Stored data:
****
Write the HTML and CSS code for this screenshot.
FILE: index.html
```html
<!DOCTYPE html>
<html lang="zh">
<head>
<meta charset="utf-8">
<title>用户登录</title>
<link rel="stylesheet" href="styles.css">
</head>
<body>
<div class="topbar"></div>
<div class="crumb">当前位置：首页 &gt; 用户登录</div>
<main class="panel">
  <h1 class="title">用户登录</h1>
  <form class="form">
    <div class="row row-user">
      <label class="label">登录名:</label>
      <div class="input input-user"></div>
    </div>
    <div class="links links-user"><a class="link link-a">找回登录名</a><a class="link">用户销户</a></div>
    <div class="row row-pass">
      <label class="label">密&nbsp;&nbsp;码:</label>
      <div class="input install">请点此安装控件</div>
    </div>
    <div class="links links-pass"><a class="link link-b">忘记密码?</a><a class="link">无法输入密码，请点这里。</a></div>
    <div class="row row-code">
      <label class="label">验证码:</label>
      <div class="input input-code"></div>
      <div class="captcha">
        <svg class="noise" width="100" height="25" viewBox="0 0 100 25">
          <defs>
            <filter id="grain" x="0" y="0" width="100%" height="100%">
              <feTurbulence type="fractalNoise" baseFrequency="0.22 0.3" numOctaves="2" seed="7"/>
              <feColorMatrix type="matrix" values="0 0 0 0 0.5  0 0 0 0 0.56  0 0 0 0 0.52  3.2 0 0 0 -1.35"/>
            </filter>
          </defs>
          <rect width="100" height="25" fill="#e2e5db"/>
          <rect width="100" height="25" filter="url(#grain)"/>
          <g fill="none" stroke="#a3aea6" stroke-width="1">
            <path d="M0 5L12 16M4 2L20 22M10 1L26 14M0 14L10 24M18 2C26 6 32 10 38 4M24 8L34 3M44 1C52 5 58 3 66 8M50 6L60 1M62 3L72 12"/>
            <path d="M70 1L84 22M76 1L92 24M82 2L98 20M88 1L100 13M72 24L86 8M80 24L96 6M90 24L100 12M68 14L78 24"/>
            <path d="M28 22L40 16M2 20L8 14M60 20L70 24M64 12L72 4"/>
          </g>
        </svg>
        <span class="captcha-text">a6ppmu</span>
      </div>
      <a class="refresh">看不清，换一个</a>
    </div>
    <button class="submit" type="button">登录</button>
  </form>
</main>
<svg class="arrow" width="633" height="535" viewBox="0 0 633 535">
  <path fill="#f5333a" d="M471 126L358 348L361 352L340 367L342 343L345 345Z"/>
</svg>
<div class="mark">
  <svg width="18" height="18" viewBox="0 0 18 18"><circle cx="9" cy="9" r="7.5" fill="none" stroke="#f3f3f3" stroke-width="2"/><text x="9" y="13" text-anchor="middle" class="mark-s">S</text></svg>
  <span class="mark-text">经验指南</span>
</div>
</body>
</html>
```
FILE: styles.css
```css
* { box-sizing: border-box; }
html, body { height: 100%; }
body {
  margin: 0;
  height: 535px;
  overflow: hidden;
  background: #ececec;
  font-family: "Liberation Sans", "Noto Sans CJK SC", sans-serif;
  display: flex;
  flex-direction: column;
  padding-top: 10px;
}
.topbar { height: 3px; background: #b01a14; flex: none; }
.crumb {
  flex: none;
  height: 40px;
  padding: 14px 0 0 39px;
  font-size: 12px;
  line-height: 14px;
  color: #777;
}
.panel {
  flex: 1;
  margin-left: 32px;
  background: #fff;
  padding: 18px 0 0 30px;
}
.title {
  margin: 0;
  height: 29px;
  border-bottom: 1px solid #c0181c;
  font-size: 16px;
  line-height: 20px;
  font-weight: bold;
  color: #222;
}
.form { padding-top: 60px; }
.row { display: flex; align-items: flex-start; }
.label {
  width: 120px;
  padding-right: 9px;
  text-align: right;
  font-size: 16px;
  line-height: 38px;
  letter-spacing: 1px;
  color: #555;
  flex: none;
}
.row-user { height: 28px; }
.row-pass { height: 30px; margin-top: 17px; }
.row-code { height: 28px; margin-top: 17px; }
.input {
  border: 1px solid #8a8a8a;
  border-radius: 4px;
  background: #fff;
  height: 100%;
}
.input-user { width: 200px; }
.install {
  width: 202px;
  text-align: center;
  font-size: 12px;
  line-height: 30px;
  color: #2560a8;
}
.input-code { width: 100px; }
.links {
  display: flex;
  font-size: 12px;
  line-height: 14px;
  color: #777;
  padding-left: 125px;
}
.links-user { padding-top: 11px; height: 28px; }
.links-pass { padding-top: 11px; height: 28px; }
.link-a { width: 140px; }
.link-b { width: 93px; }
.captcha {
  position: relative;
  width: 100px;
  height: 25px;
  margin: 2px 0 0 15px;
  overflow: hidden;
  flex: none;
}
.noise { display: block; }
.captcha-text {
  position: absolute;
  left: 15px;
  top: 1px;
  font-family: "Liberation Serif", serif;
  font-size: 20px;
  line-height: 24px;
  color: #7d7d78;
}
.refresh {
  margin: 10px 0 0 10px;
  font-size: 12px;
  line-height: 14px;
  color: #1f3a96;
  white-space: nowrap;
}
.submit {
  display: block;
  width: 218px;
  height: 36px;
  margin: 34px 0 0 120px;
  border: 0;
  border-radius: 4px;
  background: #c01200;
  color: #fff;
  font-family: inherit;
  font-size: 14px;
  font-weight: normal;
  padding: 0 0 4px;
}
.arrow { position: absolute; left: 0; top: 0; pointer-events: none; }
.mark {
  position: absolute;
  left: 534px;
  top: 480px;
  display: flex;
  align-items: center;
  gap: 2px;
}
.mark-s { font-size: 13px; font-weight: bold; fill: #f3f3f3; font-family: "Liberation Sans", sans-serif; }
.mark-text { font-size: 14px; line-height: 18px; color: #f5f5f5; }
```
****
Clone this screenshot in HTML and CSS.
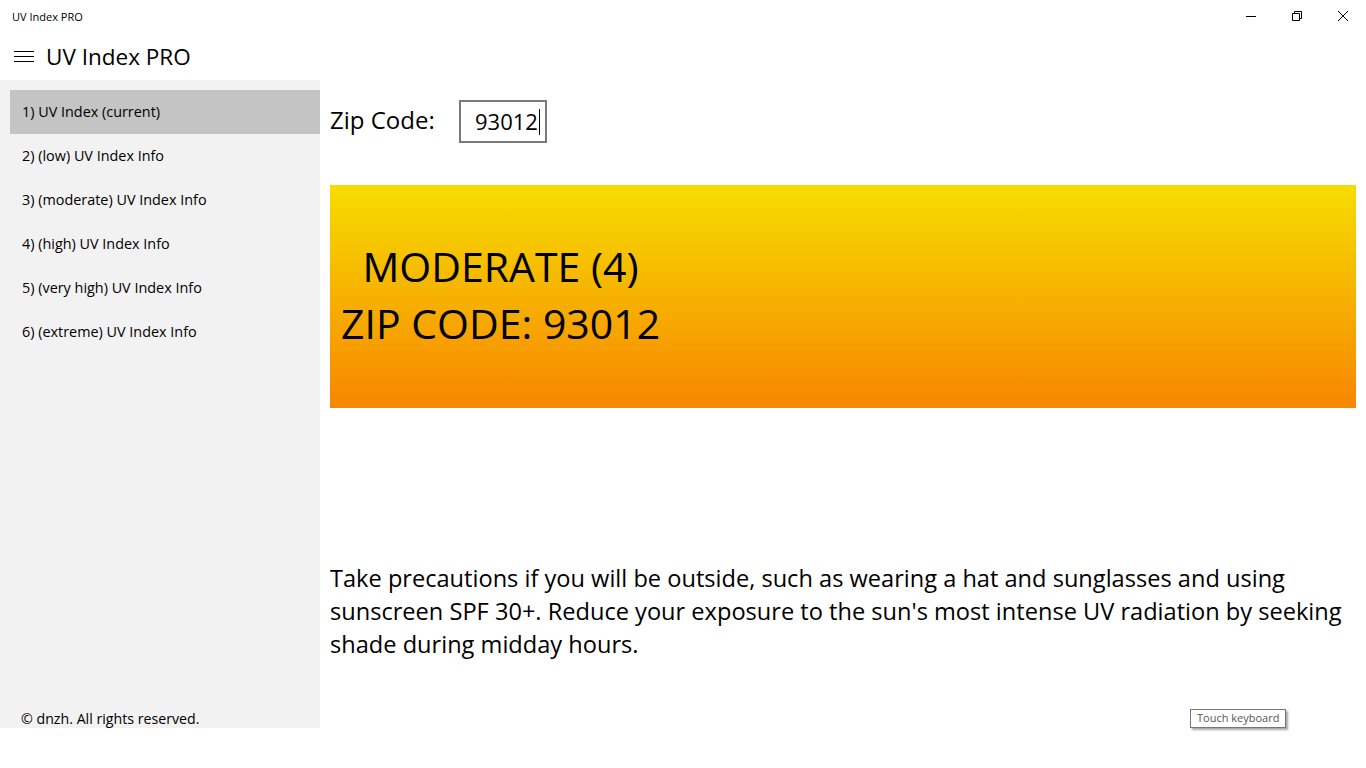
****
Problem details: Identify each line in the records above that contains the word "code", and copy it out in full.

Task response:
Write the HTML and CSS code for this screenshot.
    <div class="row row-code">
      <div class="input input-code"></div>
.row-code { height: 28px; margin-top: 17px; }
.input-code { width: 100px; }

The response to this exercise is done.